▶ _Data extract_

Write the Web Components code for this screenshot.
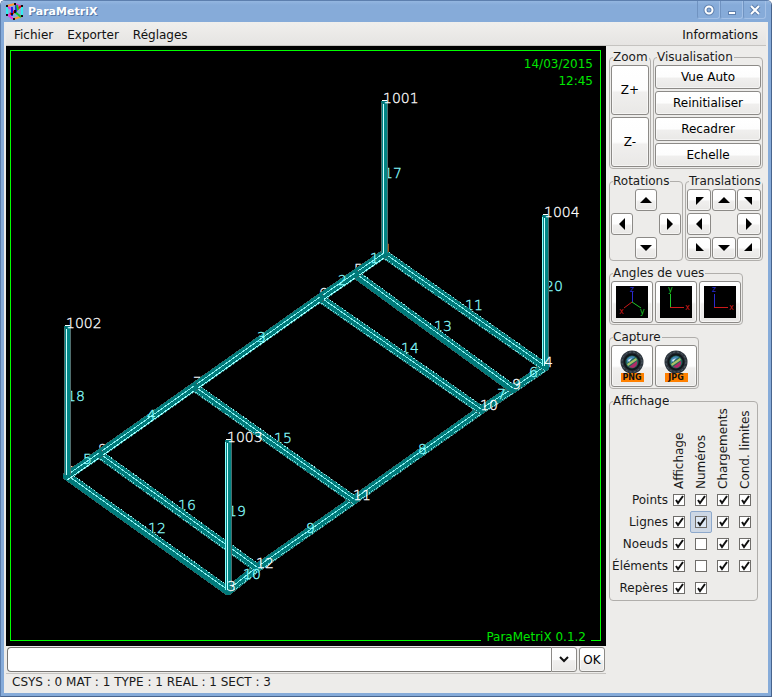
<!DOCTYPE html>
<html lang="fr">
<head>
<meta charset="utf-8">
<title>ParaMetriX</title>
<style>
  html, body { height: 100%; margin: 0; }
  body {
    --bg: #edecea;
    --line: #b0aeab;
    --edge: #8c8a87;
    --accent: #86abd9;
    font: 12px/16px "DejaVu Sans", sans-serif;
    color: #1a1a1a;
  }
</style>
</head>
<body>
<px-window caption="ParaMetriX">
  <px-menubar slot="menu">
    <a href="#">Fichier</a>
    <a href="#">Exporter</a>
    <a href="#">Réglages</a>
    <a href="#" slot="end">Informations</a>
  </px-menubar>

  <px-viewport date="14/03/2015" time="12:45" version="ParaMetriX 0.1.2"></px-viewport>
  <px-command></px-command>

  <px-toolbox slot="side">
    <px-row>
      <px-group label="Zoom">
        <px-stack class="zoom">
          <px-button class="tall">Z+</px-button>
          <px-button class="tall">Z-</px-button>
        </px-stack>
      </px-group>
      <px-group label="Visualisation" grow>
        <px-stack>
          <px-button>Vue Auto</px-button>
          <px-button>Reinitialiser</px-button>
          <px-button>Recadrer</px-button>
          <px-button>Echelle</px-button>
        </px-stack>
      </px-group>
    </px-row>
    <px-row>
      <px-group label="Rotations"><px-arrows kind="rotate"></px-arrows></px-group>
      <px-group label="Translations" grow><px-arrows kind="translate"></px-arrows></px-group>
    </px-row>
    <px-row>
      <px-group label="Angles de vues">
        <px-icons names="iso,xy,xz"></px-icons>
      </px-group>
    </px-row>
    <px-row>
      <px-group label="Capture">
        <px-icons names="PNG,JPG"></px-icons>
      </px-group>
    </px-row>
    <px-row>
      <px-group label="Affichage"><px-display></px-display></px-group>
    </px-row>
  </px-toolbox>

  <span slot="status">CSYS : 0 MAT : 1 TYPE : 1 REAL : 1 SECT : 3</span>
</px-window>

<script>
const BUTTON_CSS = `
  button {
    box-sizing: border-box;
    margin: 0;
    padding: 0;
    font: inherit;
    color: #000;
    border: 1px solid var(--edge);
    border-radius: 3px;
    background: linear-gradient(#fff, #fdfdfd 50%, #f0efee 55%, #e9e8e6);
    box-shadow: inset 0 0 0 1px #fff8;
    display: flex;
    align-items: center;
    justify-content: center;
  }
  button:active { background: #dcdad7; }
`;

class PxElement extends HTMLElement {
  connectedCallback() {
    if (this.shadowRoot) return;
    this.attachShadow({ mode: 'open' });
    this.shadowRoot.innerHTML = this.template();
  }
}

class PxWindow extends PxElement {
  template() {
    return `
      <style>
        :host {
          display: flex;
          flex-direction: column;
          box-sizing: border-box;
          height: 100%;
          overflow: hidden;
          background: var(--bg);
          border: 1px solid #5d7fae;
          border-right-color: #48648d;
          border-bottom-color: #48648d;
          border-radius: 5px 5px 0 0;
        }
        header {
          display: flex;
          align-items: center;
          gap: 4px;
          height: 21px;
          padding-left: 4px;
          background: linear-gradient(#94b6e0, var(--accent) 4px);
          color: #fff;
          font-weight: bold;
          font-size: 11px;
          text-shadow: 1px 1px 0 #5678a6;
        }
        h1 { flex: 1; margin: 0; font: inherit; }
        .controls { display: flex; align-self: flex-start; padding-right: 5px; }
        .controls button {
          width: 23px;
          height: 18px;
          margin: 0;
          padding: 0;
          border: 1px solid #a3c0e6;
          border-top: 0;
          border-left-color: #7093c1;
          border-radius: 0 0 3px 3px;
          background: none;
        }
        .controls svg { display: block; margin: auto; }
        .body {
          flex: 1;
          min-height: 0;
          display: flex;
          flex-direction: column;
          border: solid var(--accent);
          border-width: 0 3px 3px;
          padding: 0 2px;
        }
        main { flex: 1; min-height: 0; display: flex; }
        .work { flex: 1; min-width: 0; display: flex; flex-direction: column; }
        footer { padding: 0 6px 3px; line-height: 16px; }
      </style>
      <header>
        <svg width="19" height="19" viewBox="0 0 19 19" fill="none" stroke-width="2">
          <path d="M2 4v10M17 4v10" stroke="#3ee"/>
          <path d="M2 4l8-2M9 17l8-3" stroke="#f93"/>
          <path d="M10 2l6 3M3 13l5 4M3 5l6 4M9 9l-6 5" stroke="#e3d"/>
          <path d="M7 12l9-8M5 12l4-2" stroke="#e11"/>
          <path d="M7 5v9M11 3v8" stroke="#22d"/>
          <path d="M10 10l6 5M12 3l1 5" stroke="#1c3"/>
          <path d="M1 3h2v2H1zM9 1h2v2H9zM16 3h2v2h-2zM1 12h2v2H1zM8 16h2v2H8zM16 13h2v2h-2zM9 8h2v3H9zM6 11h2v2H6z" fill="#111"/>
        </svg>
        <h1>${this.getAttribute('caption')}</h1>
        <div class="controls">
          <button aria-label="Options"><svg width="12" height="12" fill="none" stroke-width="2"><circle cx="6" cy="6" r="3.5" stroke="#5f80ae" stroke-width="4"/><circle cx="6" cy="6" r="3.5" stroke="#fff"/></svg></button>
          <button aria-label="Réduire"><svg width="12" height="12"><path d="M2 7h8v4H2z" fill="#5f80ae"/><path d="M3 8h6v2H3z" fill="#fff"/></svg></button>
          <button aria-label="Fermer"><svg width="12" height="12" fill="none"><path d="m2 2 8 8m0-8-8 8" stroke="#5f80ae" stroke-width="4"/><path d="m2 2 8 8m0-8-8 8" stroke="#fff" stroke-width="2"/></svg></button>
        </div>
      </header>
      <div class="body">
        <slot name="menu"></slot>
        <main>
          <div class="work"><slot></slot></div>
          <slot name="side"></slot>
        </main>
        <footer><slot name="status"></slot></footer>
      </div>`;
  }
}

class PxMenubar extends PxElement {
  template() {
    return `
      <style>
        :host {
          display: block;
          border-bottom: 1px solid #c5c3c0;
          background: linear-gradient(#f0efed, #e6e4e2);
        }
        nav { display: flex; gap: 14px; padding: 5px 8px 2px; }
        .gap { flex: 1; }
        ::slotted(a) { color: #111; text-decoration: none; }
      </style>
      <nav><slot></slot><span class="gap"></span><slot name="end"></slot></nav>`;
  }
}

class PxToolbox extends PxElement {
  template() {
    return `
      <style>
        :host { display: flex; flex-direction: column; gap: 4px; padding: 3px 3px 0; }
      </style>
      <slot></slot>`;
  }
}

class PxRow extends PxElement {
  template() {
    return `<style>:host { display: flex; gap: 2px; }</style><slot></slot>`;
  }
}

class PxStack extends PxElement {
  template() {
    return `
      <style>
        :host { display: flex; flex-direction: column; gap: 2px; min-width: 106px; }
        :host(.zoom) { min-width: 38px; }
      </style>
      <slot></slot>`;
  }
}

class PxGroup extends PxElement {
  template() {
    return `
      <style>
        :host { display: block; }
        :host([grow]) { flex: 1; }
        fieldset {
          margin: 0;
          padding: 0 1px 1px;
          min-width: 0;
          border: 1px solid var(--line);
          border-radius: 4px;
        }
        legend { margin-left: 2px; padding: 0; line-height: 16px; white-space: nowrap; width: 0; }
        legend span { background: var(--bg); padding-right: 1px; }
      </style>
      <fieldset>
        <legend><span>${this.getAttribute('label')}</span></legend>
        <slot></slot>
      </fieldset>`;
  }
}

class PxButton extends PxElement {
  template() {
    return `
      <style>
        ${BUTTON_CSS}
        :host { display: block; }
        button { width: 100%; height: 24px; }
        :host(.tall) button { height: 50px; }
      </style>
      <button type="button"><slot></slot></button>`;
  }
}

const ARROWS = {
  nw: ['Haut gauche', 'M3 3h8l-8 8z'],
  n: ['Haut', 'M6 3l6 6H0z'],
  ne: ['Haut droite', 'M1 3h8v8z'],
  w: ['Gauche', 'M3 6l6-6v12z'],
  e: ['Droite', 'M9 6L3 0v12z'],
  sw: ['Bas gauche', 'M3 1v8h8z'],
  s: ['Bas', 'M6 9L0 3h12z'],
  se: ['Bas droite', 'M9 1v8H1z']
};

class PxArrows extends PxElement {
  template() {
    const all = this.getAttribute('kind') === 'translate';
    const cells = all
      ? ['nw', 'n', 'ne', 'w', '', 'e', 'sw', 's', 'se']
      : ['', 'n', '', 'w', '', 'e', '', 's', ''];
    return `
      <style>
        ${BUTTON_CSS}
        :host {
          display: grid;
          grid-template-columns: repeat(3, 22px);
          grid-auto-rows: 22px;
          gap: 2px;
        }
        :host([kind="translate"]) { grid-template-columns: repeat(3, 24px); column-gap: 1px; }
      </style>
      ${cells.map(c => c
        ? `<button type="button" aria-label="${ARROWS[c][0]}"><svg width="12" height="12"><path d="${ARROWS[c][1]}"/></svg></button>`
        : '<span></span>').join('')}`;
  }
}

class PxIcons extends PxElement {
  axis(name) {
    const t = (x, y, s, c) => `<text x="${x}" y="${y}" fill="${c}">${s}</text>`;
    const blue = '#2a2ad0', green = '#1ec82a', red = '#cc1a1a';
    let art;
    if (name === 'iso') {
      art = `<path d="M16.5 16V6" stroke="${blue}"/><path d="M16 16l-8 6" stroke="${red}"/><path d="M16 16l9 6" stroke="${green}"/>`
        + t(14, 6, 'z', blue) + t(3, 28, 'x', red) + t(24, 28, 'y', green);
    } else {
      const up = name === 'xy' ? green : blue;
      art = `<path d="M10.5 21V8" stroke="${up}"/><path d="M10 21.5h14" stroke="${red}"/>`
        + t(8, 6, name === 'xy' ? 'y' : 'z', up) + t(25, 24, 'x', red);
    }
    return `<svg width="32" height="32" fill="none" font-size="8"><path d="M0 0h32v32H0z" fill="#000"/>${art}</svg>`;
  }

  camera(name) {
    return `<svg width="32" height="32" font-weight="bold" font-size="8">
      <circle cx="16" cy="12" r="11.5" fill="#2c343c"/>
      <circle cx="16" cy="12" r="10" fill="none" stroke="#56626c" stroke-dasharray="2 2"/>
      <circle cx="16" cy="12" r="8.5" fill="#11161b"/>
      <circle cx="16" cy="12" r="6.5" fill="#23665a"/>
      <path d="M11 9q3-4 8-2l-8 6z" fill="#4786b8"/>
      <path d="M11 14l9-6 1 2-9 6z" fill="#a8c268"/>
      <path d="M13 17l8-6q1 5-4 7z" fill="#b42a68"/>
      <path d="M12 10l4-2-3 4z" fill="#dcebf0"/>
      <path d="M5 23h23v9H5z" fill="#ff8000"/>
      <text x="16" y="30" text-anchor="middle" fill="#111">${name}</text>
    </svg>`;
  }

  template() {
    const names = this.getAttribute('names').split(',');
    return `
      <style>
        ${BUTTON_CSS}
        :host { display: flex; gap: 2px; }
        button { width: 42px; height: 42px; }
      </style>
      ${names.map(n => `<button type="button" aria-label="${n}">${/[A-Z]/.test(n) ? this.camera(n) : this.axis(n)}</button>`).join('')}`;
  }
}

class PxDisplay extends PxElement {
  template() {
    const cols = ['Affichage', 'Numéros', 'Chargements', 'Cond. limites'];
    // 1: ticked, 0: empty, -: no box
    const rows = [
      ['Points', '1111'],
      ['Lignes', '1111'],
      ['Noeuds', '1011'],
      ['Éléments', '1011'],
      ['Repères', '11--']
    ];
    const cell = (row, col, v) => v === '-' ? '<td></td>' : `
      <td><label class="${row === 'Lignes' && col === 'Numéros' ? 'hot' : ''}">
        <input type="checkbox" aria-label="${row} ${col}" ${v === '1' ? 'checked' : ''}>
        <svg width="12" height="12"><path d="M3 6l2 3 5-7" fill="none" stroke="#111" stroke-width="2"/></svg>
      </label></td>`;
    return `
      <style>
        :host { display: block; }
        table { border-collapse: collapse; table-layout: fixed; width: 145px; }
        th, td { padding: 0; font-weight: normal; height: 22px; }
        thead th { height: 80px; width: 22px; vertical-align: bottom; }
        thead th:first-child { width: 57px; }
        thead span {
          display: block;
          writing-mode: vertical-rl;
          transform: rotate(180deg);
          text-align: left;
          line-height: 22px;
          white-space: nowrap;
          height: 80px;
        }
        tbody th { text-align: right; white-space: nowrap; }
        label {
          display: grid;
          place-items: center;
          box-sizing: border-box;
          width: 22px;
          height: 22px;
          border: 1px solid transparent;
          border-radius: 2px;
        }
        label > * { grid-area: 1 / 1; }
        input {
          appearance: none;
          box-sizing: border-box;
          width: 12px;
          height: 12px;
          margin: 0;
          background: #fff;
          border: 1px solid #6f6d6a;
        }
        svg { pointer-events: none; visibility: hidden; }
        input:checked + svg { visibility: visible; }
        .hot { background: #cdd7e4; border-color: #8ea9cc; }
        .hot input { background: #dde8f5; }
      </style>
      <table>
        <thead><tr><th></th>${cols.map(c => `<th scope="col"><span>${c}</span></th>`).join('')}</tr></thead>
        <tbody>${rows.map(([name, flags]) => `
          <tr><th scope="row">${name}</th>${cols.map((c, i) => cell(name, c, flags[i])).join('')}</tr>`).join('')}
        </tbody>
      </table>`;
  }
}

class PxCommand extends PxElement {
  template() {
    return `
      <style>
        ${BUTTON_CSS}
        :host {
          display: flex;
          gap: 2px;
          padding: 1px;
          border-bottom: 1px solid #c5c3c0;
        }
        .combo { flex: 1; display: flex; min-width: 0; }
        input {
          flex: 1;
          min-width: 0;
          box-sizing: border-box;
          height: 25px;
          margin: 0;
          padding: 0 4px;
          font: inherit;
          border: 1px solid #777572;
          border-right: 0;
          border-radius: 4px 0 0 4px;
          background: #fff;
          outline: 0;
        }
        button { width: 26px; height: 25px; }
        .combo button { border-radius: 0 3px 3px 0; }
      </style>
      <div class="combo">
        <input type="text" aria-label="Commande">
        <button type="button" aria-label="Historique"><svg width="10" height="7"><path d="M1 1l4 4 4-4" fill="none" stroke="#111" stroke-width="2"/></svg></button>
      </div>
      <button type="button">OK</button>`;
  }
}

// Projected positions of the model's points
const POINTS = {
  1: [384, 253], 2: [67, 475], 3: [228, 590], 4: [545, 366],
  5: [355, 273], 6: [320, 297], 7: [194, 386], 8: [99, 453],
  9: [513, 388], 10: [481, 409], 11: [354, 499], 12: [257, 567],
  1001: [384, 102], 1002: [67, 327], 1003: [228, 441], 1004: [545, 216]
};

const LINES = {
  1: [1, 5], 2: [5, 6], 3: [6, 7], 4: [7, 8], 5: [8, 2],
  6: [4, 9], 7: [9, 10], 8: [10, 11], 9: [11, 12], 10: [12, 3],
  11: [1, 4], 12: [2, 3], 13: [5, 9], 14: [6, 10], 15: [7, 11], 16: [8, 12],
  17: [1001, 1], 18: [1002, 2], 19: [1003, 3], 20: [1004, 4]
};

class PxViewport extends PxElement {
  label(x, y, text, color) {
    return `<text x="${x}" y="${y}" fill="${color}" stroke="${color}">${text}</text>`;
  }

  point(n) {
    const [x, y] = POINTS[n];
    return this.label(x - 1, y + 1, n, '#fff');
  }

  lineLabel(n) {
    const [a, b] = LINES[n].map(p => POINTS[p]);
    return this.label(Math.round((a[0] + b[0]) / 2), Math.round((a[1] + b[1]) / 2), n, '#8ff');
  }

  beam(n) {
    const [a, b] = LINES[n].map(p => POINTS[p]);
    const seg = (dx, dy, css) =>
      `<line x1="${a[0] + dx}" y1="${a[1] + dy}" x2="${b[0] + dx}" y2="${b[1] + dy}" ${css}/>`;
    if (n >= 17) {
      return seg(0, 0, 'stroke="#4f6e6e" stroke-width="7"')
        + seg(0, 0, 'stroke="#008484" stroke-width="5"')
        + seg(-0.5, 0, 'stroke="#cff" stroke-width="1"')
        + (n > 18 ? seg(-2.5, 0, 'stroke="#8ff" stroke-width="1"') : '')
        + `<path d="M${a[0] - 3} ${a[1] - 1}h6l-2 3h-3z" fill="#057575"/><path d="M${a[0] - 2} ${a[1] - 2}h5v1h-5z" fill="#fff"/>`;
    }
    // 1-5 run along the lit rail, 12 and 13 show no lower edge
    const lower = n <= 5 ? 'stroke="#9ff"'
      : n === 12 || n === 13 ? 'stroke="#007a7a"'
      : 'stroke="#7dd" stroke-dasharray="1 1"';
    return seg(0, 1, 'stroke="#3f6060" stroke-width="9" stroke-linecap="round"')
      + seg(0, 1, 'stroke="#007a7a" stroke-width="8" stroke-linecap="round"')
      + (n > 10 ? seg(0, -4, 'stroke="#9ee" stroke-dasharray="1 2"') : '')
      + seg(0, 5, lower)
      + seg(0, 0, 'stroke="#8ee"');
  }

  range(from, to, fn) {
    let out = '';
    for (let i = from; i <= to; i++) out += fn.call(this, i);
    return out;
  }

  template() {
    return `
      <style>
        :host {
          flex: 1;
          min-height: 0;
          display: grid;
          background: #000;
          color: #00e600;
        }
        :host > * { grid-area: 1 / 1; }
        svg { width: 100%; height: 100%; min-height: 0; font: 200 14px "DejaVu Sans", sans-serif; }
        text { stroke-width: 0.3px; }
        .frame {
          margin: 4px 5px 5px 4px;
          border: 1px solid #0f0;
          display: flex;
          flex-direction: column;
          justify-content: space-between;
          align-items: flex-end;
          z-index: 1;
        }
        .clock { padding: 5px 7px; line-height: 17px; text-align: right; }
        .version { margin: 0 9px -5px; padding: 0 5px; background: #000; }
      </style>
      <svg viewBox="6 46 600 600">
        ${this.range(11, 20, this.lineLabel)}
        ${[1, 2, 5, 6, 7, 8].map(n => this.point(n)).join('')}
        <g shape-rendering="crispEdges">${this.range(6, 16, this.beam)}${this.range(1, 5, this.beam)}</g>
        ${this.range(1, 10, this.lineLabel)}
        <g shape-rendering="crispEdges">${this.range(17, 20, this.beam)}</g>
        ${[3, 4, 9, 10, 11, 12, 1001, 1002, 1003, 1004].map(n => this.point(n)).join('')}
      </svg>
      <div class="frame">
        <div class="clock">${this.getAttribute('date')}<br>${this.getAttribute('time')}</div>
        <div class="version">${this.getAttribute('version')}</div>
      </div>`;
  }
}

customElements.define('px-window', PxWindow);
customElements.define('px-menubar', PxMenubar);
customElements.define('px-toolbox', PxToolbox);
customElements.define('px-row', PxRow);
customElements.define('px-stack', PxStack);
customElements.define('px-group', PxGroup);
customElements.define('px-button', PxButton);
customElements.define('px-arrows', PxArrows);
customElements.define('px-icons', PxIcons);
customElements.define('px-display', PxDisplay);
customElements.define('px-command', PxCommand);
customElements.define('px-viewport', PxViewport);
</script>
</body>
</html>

▶ _Exercise goal_
Quote, exactly and only, the lines from the first line of the data above through the line containing "<px-command></px-command>". The pictures do not belong in it.

▶ _Response to this exercise_
Write the Web Components code for this screenshot.
<!DOCTYPE html>
<html lang="fr">
<head>
<meta charset="utf-8">
<title>ParaMetriX</title>
<style>
  html, body { height: 100%; margin: 0; }
  body {
    --bg: #edecea;
    --line: #b0aeab;
    --edge: #8c8a87;
    --accent: #86abd9;
    font: 12px/16px "DejaVu Sans", sans-serif;
    color: #1a1a1a;
  }
</style>
</head>
<body>
<px-window caption="ParaMetriX">
  <px-menubar slot="menu">
    <a href="#">Fichier</a>
    <a href="#">Exporter</a>
    <a href="#">Réglages</a>
    <a href="#" slot="end">Informations</a>
  </px-menubar>

  <px-viewport date="14/03/2015" time="12:45" version="ParaMetriX 0.1.2"></px-viewport>
  <px-command></px-command>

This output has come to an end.